I collected main news from Wikipedia (link:https://ja.wikipedia.org/wiki/韓国における2019年コロナウイルス感染症の流行状況#cite_note-191 (Japanese)), but I thought it seems to have pretty reliable data cooperating Google.

Korean Government says that one woman "Super spreader" seemed to spread Corona Virus on 18th February, and we can see rapid increase of daily confirmed people from then. 

On 20th February, mass infection occurred in a church.

On 19th March, the government started to restrict foreigners' entry.

We can see the confirmed people decreased and recovered people increased after that days.

Actually, the article says the restriction was not the best because Korea made entrants from Europe wait in hospitals, but there were over 1000 people coming and the beds were not enough, the government gave up and made them wait just at their home.

Nevertheless, it seemed to be effective to control infections according to this graph.

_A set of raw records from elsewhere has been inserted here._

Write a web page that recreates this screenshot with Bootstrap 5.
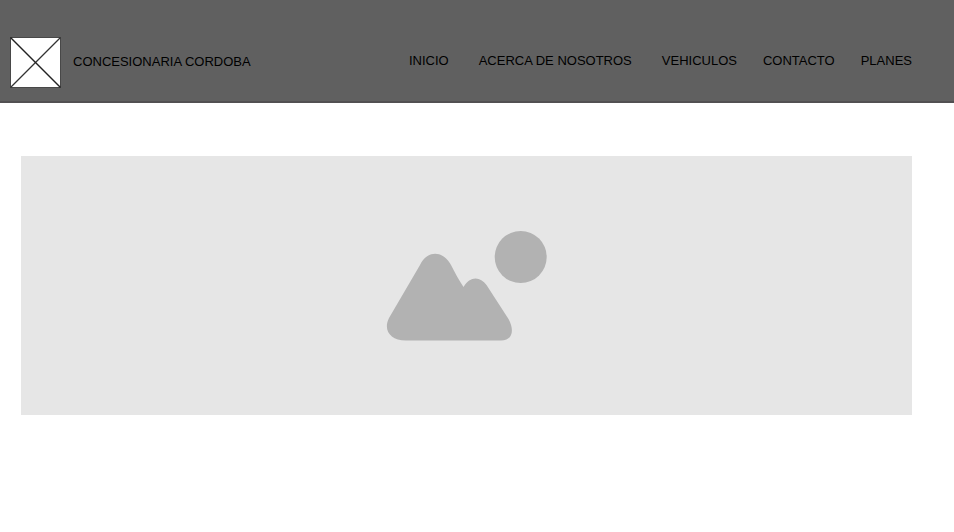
<!DOCTYPE html>
<html lang="es">
<head>
<meta charset="utf-8">
<meta name="viewport" content="width=device-width, initial-scale=1">
<title>Concesionaria Cordoba</title>
<link href="https://cdn.jsdelivr.net/npm/bootstrap@5.3.0/dist/css/bootstrap.min.css" rel="stylesheet">
<style>
  body { font-family: "Liberation Sans", Arial, sans-serif; font-size: 13px; background: #fff; }
  .site-header { background: #606060; border-bottom: 2px solid #525052; padding: 36px 42px 12px 9px; line-height: 20px; }
  .site-header a { color: #000; font-size: 13px; }
  .brand-logo { width: 52px; height: 53px; }
  .brand-name { padding-bottom: 2px; }
  .menu-main { gap: 30px; padding-bottom: 4px; }
  .menu-extra { gap: 26px; }
  .hero { padding: 53px 42px 53px 21px; }
  .hero-image { background: #e6e6e6; padding: 74px 0; }
</style>
</head>
<body>
<header>
  <nav class="navbar navbar-expand site-header" aria-label="Principal">
    <a class="navbar-brand d-flex align-items-center p-0 m-0 gap-2" href="#">
      <svg class="brand-logo" viewBox="0 0 52 53" aria-hidden="true">
        <rect x="1.5" y="1.5" width="50" height="50" fill="#fff" stroke="#484848"/>
        <path d="M1.5 51.5L51.500 1.500" stroke="#333" stroke-width="1.2"/>
        <path d="M1.500 1.500L51.500 51.500" stroke="#222" stroke-width="1.5"/>
      </svg>
      <span class="brand-name ps-1">CONCESIONARIA CORDOBA</span>
    </a>
    <div class="d-flex ms-auto menu-main">
      <a class="nav-link p-0" href="#">INICIO</a>
      <a class="nav-link p-0" href="#">ACERCA DE NOSOTROS</a>
      <div class="d-flex menu-extra">
        <a class="nav-link p-0" href="#">VEHICULOS</a>
        <a class="nav-link p-0" href="#">CONTACTO</a>
        <a class="nav-link p-0" href="#">PLANES</a>
      </div>
    </div>
  </nav>
</header>
<main class="hero">
  <div class="hero-image d-flex justify-content-center">
    <svg width="162" height="111" viewBox="0 0 162 111" role="img" aria-label="Imagen">
      <g fill="#b2b2b2">
        <circle cx="134.700" cy="27" r="26"/>
        <path d="M34 35C41 20 57 20 65 35C69 43 73 50 77.500 57C84 46 94 46 100.500 55L122.500 89C129 101 126 110.500 115 110.500H20C4 110.500-3 100 3 88Z"/>
      </g>
    </svg>
  </div>
</main>
<script src="https://cdn.jsdelivr.net/npm/bootstrap@5.3.0/dist/js/bootstrap.bundle.min.js"></script>
</body>
</html>
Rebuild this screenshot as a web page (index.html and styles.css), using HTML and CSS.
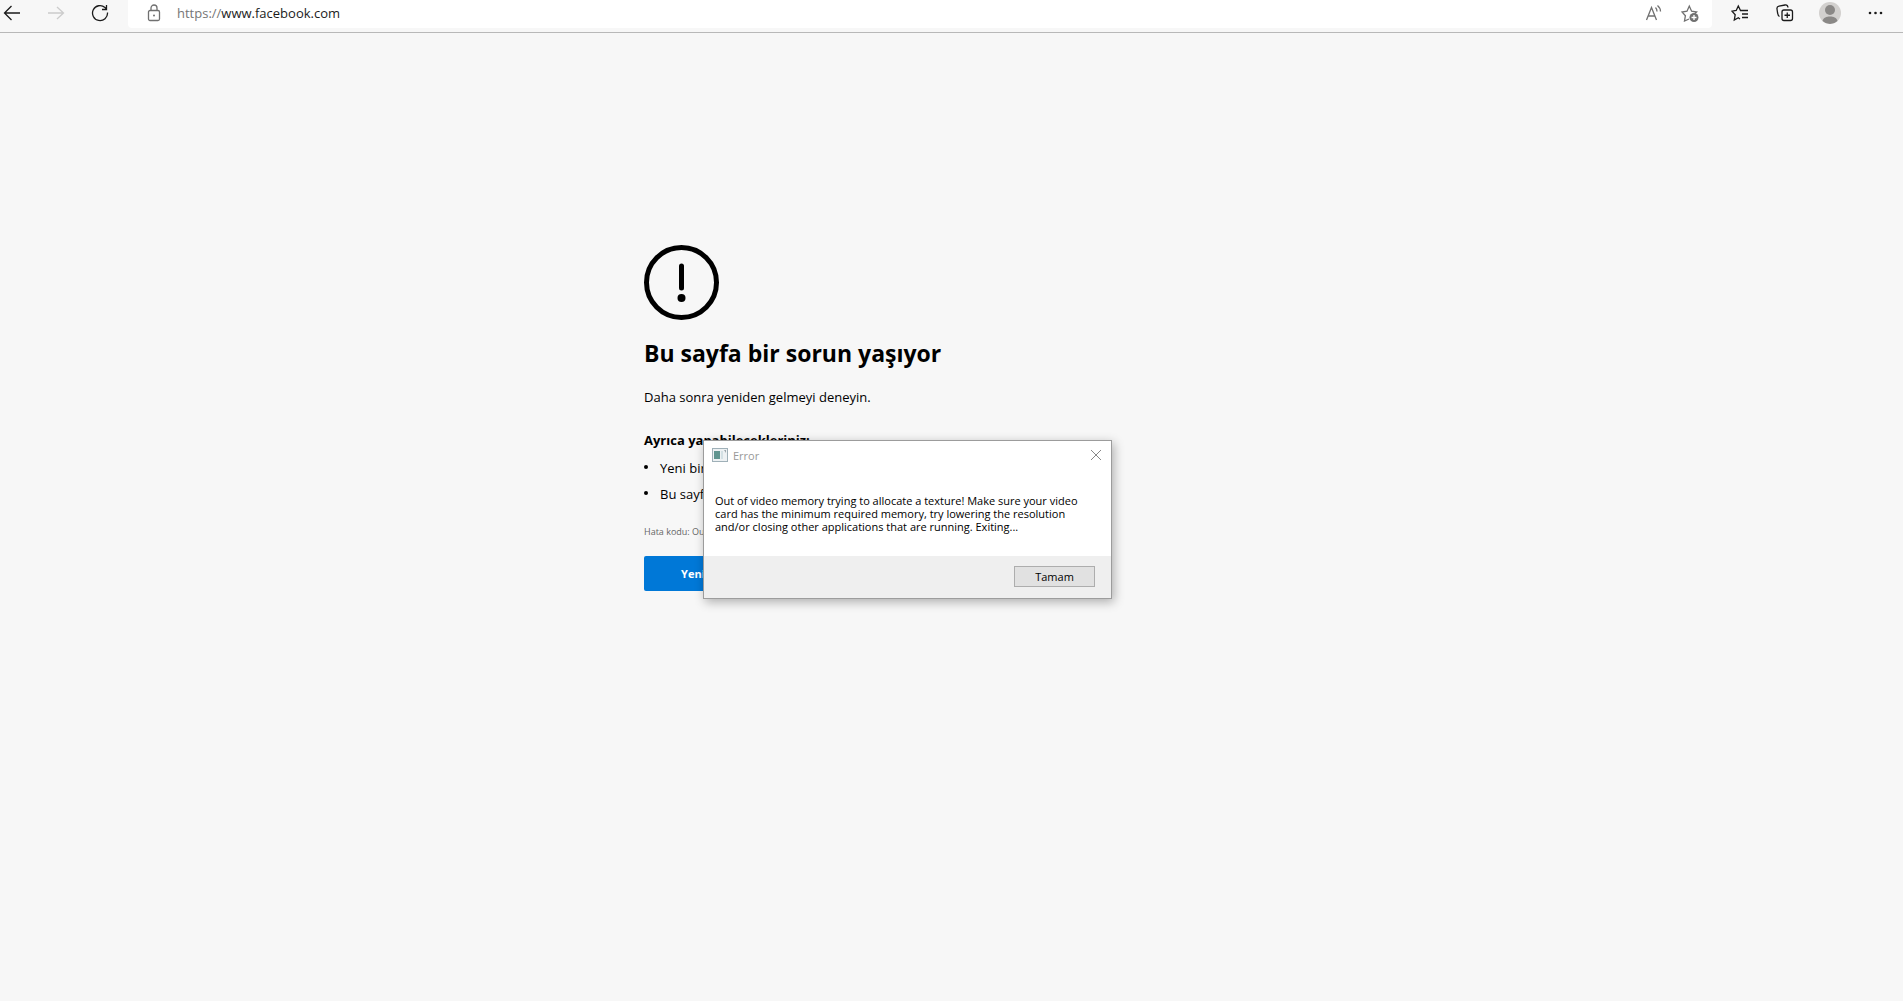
FILE: index.html
```html
<!DOCTYPE html>
<html lang="tr">
<head>
    <meta charset="UTF-8">
    <meta name="viewport" content="width=device-width, initial-scale=1.0">
    <title>Bu sayfa bir sorun yaşıyor</title>
    <link rel="stylesheet" href="styles.css">
</head>
<body>
    <header class="toolbar">
        <nav class="nav-buttons">
            <button class="icon-button" type="button" aria-label="Geri">
                <svg width="18" height="18" viewBox="0 0 18 18"><path d="M17 9H1.500M8.500 2L1.500 9l7 7"/></svg>
            </button>
            <button class="icon-button" type="button" aria-label="İleri" disabled>
                <svg width="18" height="18" viewBox="0 0 18 18"><path d="M1 9h15.500M10 3l6.500 6-6.500 6"/></svg>
            </button>
            <button class="icon-button" type="button" aria-label="Yenile">
                <svg width="18" height="18" viewBox="0 0 18 18"><path d="M16.500 8.500A7.500 7.500 0 1 1 14 3.500l1.500 1.500M15.500 1v4.500H11"/></svg>
            </button>
        </nav>
        <div class="address-bar">
            <svg class="lock" width="14" height="18" viewBox="0 0 14 18"><rect x="1.500" y="6.500" width="11" height="10" rx="1.500"/><path d="M4 6.500V4a3 3 0 0 1 6 0v2.500"/><circle class="fill" cx="7" cy="11.500" r="1"/></svg>
            <a class="url" href="#"><span class="scheme">https://</span>www.facebook.com</a>
            <button class="icon-button muted" type="button" aria-label="Sesli oku">
                <svg width="18" height="18" viewBox="0 0 18 18"><path d="M1.500 16L6.500 3.500 11.500 16M3.200 12h6.600M10.500 3.500q1.500 1.500 1.500 4M12.500 1.500q3 2.500 3 6"/></svg>
            </button>
            <button class="icon-button muted" type="button" aria-label="Sık kullanılanlara ekle">
                <svg width="18" height="18" viewBox="0 0 18 18"><path d="M8 15l-4.500 2 .9-5.300L1 8l5-.8L8.300 2l2.300 5.200 5 .8-1.600 1.500"/><circle class="fill" cx="13" cy="13.500" r="4.500"/><path class="plus" d="M13 11v5M10.500 13.500h5"/></svg>
            </button>
        </div>
        <div class="tools">
            <button class="icon-button" type="button" aria-label="Sık kullanılanlar">
                <svg width="18" height="18" viewBox="0 0 18 18"><path d="M12 6.500H9.500L7.300 2 5.200 6.500 1 7.200l3.200 3.500-.9 5.300 4-2.300L9 15M11 6.500h6M11 10h6M11 13.500h6"/></svg>
            </button>
            <button class="icon-button" type="button" aria-label="Koleksiyonlar">
                <svg width="18" height="18" viewBox="0 0 18 18"><rect x="6" y="6" width="10.500" height="10.500" rx="2"/><path d="M11.250 8.500v5.500M8.500 11.250h5.500M3.500 12.500C2 12 2 11 1.500 8.500L1 5C.7 3.200 1.500 2.500 3 2.200l6-1.200C11 .7 11.700 1.500 12 3.500"/></svg>
            </button>
            <button class="icon-button" type="button" aria-label="Profil">
                <svg class="avatar" width="22" height="22" viewBox="0 0 22 22"><circle cx="11" cy="11" r="11" fill="#d2d0ce"/><circle cx="11" cy="8" r="5" fill="#8a8886"/><path d="M3.500 19c1-3.500 4-4.500 7.500-4.500s6.500 1 7.500 4.500a11 11 0 0 1-15 0z" fill="#8a8886"/></svg>
            </button>
            <button class="icon-button" type="button" aria-label="Ayarlar ve daha fazlası">
                <svg width="18" height="18" viewBox="0 0 18 18"><circle class="fill" cx="4" cy="9" r="1.300"/><circle class="fill" cx="9.500" cy="9" r="1.300"/><circle class="fill" cx="15" cy="9" r="1.300"/></svg>
            </button>
        </div>
    </header>

    <main class="error-page">
        <svg class="error-icon" width="75" height="75" viewBox="0 0 75 75"><circle cx="37.500" cy="37.500" r="35" fill="none" stroke="#000" stroke-width="5"/><path d="M37.500 21v22" stroke="#000" stroke-width="5" stroke-linecap="round"/><circle cx="37.500" cy="53" r="4"/></svg>
        <h1>Bu sayfa bir sorun yaşıyor</h1>
        <p class="summary">Daha sonra yeniden gelmeyi deneyin.</p>
        <h2>Ayrıca yapabilecekleriniz:</h2>
        <ul class="suggestions">
            <li>Yeni bir</li>
            <li>Bu sayfa</li>
        </ul>
        <p class="error-code">Hata kodu: Out</p>
        <button class="reload" type="button">Yenile</button>

        <div class="dialog" role="alertdialog" aria-labelledby="dialog-title" aria-describedby="dialog-text">
            <div class="dialog-header">
                <svg width="16" height="14" viewBox="0 0 16 14"><rect x=".5" y=".5" width="15" height="13" fill="#edf1f3" stroke="#9fb0b8"/><rect x="2" y="3" width="6" height="8" fill="#5f948f"/><path d="M9 3h2v8H9z" fill="#d3e0e4"/><path d="M12 2h2v3z" fill="#9aa5ab"/></svg>
                <span id="dialog-title" class="dialog-title">Error</span>
                <button class="dialog-close" type="button" aria-label="Kapat">
                    <svg width="12" height="12" viewBox="0 0 12 12"><path d="M1 1l10 10M11 1L1 11"/></svg>
                </button>
            </div>
            <p id="dialog-text" class="dialog-text">Out of video memory trying to allocate a texture! Make sure your video card has the minimum required memory, try lowering the resolution and/or closing other applications that are running. Exiting...</p>
            <div class="dialog-footer">
                <button class="dialog-ok" type="button">Tamam</button>
            </div>
        </div>
    </main>
</body>
</html>
```
FILE: styles.css
```css
* {
    box-sizing: border-box;
}

body {
    min-height: 100vh;
    margin: 0;
    background-color: #f7f7f7;
    color: #000;
    font-family: "Open Sans", "Noto Sans", sans-serif;
    font-size: 13px;
}

h1, h2, p, ul {
    margin: 0;
    padding: 0;
}

button {
    padding: 0;
    border: none;
    background: none;
    font-family: inherit;
}

/* browser toolbar */
.toolbar {
    display: flex;
    align-items: flex-start;
    height: 33px;
    border-bottom: 1px solid #b8b8b8;
}

.nav-buttons {
    display: flex;
    gap: 26px;
    width: 128px;
    padding-left: 3px;
}

.icon-button {
    display: flex;
    align-items: center;
    justify-content: center;
    width: 18px;
    height: 26px;
}

.icon-button svg,
.lock {
    flex-shrink: 0;
    fill: none;
    stroke: #1b1b1b;
    stroke-width: 1.3;
}

.icon-button:disabled svg {
    stroke: #ccc;
}

.muted svg,
.lock {
    stroke: #707070;
}

.icon-button .fill {
    fill: #1b1b1b;
    stroke: none;
}

.muted .fill,
.lock .fill {
    fill: #707070;
    stroke: none;
}

.muted .plus {
    stroke: #fff;
}

.icon-button .avatar {
    stroke: none;
}

.address-bar {
    flex: 1;
    display: flex;
    align-items: center;
    gap: 18px;
    height: 28px;
    padding: 0 13px 2px 19px;
    background: #fff;
    border-radius: 0 0 4px 4px;
}

.url {
    flex: 1;
    margin-left: -2px;
    color: #1b1b1b;
    line-height: 26px;
    text-decoration: none;
}

.scheme {
    color: #767676;
}

.tools {
    display: flex;
    gap: 27px;
    padding: 0 19px;
}

/* crashed page */
.error-page {
    position: relative;
    max-width: 615px;
    margin: 0 auto;
    padding-top: 212px;
}

.error-icon {
    display: block;
}

h1 {
    margin-top: 17px;
    font-size: 23px;
    font-weight: 700;
    line-height: 32px;
}

.summary {
    margin-top: 18px;
    line-height: 20px;
}

h2 {
    margin-top: 23px;
    font-size: 13px;
    font-weight: 700;
    line-height: 20px;
}

.suggestions {
    margin-top: 8px;
    padding-left: 16px;
    line-height: 20px;
    list-style: none;
}

.suggestions li {
    position: relative;
}

.suggestions li + li {
    margin-top: 6px;
}

.suggestions li::before {
    content: "";
    position: absolute;
    top: 7px;
    left: -16px;
    width: 4px;
    height: 4px;
    border-radius: 50%;
    background: #000;
}

.error-code {
    margin-top: 20px;
    color: #666;
    font-size: 9px;
    line-height: 16px;
}

.reload {
    width: 108px;
    height: 35px;
    margin-top: 16px;
    border-radius: 2px;
    background: #0078d7;
    color: #fff;
    font-size: 11px;
    font-weight: 700;
}

/* message box on top of the page */
.dialog {
    position: absolute;
    top: 407px;
    left: 59px;
    width: 409px;
    border: 1px solid #9c9c9c;
    background: #fff;
    box-shadow: 2px 3px 10px rgba(0, 0, 0, 0.3);
}

.dialog-header {
    display: flex;
    align-items: center;
    gap: 5px;
    height: 28px;
    padding: 0 9px 0 8px;
}

.dialog-title {
    flex: 1;
    color: #999;
    font-size: 11px;
}

.dialog-close {
    display: flex;
}

.dialog-close svg {
    fill: none;
    stroke: #888;
}

.dialog-text {
    padding: 25px 20px 23px 11px;
    font-size: 11px;
    line-height: 13px;
}

.dialog-footer {
    display: flex;
    justify-content: flex-end;
    padding: 10px 16px 11px;
    background: #efefef;
}

.dialog-ok {
    width: 81px;
    height: 21px;
    border: 1px solid #adadad;
    background: #e1e1e1;
    color: #000;
    font-size: 11px;
}
```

## Making informative table
Color the entries as "jet" showing large values as bright color, low values as dark color.

In [None]:
df1 = df#[['daily_confirmed']]
df1 = df1.fillna(0.)   #fill na with 0
styled_object = df1.style.background_gradient(cmap='jet').highlight_max('daily_confirmed').set_caption('Daily Summaries')
display(styled_object)
f = open('table_20M51702.html','w')  #Save as html
f.write(styled_object.render())

### Discussion 2
Looking at this chart and the graph, we can see the largest daily cases were 851 people on March 3rd, 2020.


The cases were decreasing until April, however, we can also see it is gradually increasing again from May.

## Calculating global ranking
selecting only the latest date: 06/12/2020

In [None]:
df = pd.read_csv('../input/novel-corona-virus-2019-dataset/covid_19_data.csv',header=0)
df1 = df[df['ObservationDate']=='06/12/2020']
df1 = df1.groupby('Country/Region').sum()
df2 = df1.sort_values(by='Confirmed',ascending=False).reset_index() 
df2['Rank'] = df2.index.values+1  #'Rank' indicates global ranking
print(df2)
print(df2[df2['Country/Region']=='South Korea'])
print(df2[df2['Country/Region']=='Japan'])

### Discussion 3
Since 'Rank' indicates global ranking, South Corea is the 56th among the world in 06/12/2020.

On 3rd May, the government changed to relax the plan because the confirmed people was decreasing.

In early May, however, there was mass infection in a night clubhouse and there is modest increase of new confirmed people.

So, they fear that another infection wave may come now.

It can be considered that South Korea and Japan are on the same situation now because Japan is also on Rank 48th with modest increases.